_Stored data_.
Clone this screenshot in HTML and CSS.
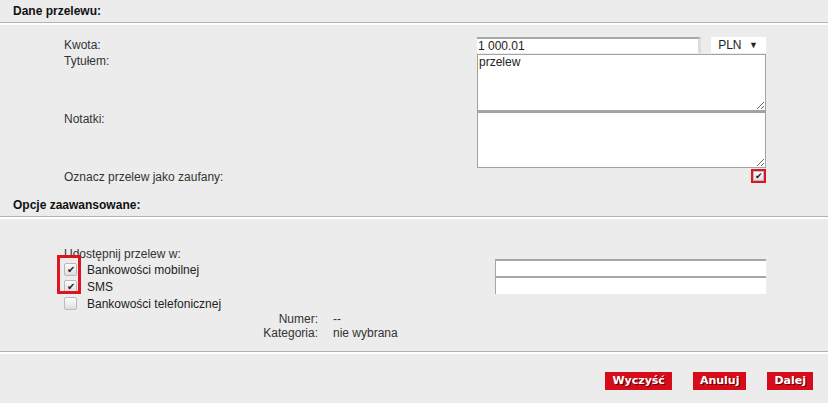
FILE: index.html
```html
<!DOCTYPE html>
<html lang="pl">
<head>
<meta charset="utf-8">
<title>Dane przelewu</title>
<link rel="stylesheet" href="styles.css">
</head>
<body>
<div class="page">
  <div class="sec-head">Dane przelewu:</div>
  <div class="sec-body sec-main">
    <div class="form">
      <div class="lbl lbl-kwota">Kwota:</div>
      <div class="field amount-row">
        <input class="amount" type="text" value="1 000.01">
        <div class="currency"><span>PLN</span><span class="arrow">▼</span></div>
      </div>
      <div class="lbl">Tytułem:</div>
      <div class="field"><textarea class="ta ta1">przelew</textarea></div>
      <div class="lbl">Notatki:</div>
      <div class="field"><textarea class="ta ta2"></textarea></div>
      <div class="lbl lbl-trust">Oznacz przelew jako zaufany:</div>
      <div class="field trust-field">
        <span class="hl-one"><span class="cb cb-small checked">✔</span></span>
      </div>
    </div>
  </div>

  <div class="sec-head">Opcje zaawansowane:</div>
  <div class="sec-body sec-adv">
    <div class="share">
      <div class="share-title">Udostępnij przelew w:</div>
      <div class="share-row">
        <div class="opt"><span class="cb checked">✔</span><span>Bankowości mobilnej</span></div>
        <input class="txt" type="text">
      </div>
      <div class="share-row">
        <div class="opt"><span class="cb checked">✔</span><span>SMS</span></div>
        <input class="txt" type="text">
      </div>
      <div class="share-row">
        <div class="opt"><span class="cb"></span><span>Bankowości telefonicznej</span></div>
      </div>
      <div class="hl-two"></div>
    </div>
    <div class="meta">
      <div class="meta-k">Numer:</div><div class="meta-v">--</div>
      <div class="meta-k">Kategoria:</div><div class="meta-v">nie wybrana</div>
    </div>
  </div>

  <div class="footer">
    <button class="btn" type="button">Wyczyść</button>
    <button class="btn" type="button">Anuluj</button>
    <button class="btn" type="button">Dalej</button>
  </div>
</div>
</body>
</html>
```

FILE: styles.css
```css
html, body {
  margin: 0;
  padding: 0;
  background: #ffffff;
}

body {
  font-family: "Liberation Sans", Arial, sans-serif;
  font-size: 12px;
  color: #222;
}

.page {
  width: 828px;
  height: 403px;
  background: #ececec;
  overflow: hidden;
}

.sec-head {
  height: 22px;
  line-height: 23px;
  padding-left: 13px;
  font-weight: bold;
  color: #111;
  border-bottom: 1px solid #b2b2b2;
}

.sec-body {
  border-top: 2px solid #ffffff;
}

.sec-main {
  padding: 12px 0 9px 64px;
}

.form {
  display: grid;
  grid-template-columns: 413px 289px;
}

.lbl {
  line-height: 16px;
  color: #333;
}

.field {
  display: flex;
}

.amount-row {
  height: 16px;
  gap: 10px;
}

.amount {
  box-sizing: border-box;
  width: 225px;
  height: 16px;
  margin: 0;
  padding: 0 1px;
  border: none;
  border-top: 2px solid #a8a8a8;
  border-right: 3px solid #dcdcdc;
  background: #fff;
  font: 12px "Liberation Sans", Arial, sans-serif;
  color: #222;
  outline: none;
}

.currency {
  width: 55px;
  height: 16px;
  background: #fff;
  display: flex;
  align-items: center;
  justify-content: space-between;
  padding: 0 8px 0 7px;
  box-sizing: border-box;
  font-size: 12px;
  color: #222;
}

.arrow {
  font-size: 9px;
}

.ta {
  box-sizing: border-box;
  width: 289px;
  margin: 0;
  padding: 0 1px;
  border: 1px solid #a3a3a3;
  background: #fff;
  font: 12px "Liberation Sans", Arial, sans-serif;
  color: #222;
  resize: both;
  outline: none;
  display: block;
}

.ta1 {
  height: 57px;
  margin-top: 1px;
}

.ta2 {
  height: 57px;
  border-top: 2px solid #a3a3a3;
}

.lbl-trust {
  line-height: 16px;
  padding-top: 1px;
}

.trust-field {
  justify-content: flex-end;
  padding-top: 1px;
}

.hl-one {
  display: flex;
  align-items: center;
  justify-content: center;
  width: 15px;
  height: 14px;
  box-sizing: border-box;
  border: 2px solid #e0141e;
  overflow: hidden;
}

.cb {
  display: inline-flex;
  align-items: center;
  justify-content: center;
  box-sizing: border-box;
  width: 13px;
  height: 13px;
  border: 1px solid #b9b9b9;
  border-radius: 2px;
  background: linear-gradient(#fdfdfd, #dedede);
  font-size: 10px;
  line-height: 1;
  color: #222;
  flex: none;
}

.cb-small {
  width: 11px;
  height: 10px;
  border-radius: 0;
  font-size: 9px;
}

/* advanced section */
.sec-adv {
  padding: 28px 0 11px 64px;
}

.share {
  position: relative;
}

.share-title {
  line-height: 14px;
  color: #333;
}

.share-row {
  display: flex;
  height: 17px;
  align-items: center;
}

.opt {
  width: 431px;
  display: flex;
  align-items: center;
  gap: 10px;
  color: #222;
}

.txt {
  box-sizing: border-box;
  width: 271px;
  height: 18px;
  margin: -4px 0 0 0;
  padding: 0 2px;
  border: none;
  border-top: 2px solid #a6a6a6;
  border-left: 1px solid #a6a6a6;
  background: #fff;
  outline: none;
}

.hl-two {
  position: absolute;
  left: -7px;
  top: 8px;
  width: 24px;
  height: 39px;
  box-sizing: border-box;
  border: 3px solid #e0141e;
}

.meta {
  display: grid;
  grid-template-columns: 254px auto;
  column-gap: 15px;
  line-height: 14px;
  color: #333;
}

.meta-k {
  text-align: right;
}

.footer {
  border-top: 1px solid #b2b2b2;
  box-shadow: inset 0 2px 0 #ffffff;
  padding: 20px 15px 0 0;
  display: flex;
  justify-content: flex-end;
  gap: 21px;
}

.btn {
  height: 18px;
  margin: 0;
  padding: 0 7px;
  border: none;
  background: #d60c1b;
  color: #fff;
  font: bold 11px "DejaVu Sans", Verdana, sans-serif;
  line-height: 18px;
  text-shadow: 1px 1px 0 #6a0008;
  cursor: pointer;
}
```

_Task brief_. Transcribe the material exactly, leaving every picture out.

_Task solution_.
Clone this screenshot in HTML and CSS.
FILE: index.html
```html
<!DOCTYPE html>
<html lang="pl">
<head>
<meta charset="utf-8">
<title>Dane przelewu</title>
<link rel="stylesheet" href="styles.css">
</head>
<body>
<div class="page">
  <div class="sec-head">Dane przelewu:</div>
  <div class="sec-body sec-main">
    <div class="form">
      <div class="lbl lbl-kwota">Kwota:</div>
      <div class="field amount-row">
        <input class="amount" type="text" value="1 000.01">
        <div class="currency"><span>PLN</span><span class="arrow">▼</span></div>
      </div>
      <div class="lbl">Tytułem:</div>
      <div class="field"><textarea class="ta ta1">przelew</textarea></div>
      <div class="lbl">Notatki:</div>
      <div class="field"><textarea class="ta ta2"></textarea></div>
      <div class="lbl lbl-trust">Oznacz przelew jako zaufany:</div>
      <div class="field trust-field">
        <span class="hl-one"><span class="cb cb-small checked">✔</span></span>
      </div>
    </div>
  </div>

  <div class="sec-head">Opcje zaawansowane:</div>
  <div class="sec-body sec-adv">
    <div class="share">
      <div class="share-title">Udostępnij przelew w:</div>
      <div class="share-row">
        <div class="opt"><span class="cb checked">✔</span><span>Bankowości mobilnej</span></div>
        <input class="txt" type="text">
      </div>
      <div class="share-row">
        <div class="opt"><span class="cb checked">✔</span><span>SMS</span></div>
        <input class="txt" type="text">
      </div>
      <div class="share-row">
        <div class="opt"><span class="cb"></span><span>Bankowości telefonicznej</span></div>
      </div>
      <div class="hl-two"></div>
    </div>
    <div class="meta">
      <div class="meta-k">Numer:</div><div class="meta-v">--</div>
      <div class="meta-k">Kategoria:</div><div class="meta-v">nie wybrana</div>
    </div>
  </div>

  <div class="footer">
    <button class="btn" type="button">Wyczyść</button>
    <button class="btn" type="button">Anuluj</button>
    <button class="btn" type="button">Dalej</button>
  </div>
</div>
</body>
</html>
```

FILE: styles.css
```css
html, body {
  margin: 0;
  padding: 0;
  background: #ffffff;
}

body {
  font-family: "Liberation Sans", Arial, sans-serif;
  font-size: 12px;
  color: #222;
}

.page {
  width: 828px;
  height: 403px;
  background: #ececec;
  overflow: hidden;
}

.sec-head {
  height: 22px;
  line-height: 23px;
  padding-left: 13px;
  font-weight: bold;
  color: #111;
  border-bottom: 1px solid #b2b2b2;
}

.sec-body {
  border-top: 2px solid #ffffff;
}

.sec-main {
  padding: 12px 0 9px 64px;
}

.form {
  display: grid;
  grid-template-columns: 413px 289px;
}

.lbl {
  line-height: 16px;
  color: #333;
}

.field {
  display: flex;
}

.amount-row {
  height: 16px;
  gap: 10px;
}

.amount {
  box-sizing: border-box;
  width: 225px;
  height: 16px;
  margin: 0;
  padding: 0 1px;
  border: none;
  border-top: 2px solid #a8a8a8;
  border-right: 3px solid #dcdcdc;
  background: #fff;
  font: 12px "Liberation Sans", Arial, sans-serif;
  color: #222;
  outline: none;
}

.currency {
  width: 55px;
  height: 16px;
  background: #fff;
  display: flex;
  align-items: center;
  justify-content: space-between;
  padding: 0 8px 0 7px;
  box-sizing: border-box;
  font-size: 12px;
  color: #222;
}

.arrow {
  font-size: 9px;
}

.ta {
  box-sizing: border-box;
  width: 289px;
  margin: 0;
  padding: 0 1px;
  border: 1px solid #a3a3a3;
  background: #fff;
  font: 12px "Liberation Sans", Arial, sans-serif;
  color: #222;
  resize: both;
  outline: none;
  display: block;
}

.ta1 {
  height: 57px;
  margin-top: 1px;
}

.ta2 {
  height: 57px;
  border-top: 2px solid #a3a3a3;
}

.lbl-trust {
  line-height: 16px;
  padding-top: 1px;
}

.trust-field {
  justify-content: flex-end;
  padding-top: 1px;
}

.hl-one {
  display: flex;
  align-items: center;
  justify-content: center;
  width: 15px;
  height: 14px;
  box-sizing: border-box;
  border: 2px solid #e0141e;
  overflow: hidden;
}

.cb {
  display: inline-flex;
  align-items: center;
  justify-content: center;
  box-sizing: border-box;
  width: 13px;
  height: 13px;
  border: 1px solid #b9b9b9;
  border-radius: 2px;
  background: linear-gradient(#fdfdfd, #dedede);
  font-size: 10px;
  line-height: 1;
  color: #222;
  flex: none;
}

.cb-small {
  width: 11px;
  height: 10px;
  border-radius: 0;
  font-size: 9px;
}

/* advanced section */
.sec-adv {
  padding: 28px 0 11px 64px;
}

.share {
  position: relative;
}

.share-title {
  line-height: 14px;
  color: #333;
}

.share-row {
  display: flex;
  height: 17px;
  align-items: center;
}

.opt {
  width: 431px;
  display: flex;
  align-items: center;
  gap: 10px;
  color: #222;
}

.txt {
  box-sizing: border-box;
  width: 271px;
  height: 18px;
  margin: -4px 0 0 0;
  padding: 0 2px;
  border: none;
  border-top: 2px solid #a6a6a6;
  border-left: 1px solid #a6a6a6;
  background: #fff;
  outline: none;
}

.hl-two {
  position: absolute;
  left: -7px;
  top: 8px;
  width: 24px;
  height: 39px;
  box-sizing: border-box;
  border: 3px solid #e0141e;
}

.meta {
  display: grid;
  grid-template-columns: 254px auto;
  column-gap: 15px;
  line-height: 14px;
  color: #333;
}

.meta-k {
  text-align: right;
}

.footer {
  border-top: 1px solid #b2b2b2;
  box-shadow: inset 0 2px 0 #ffffff;
  padding: 20px 15px 0 0;
  display: flex;
  justify-content: flex-end;
  gap: 21px;
}

.btn {
  height: 18px;
  margin: 0;
  padding: 0 7px;
  border: none;
  background: #d60c1b;
  color: #fff;
  font: bold 11px "DejaVu Sans", Verdana, sans-serif;
  line-height: 18px;
  text-shadow: 1px 1px 0 #6a0008;
  cursor: pointer;
}
```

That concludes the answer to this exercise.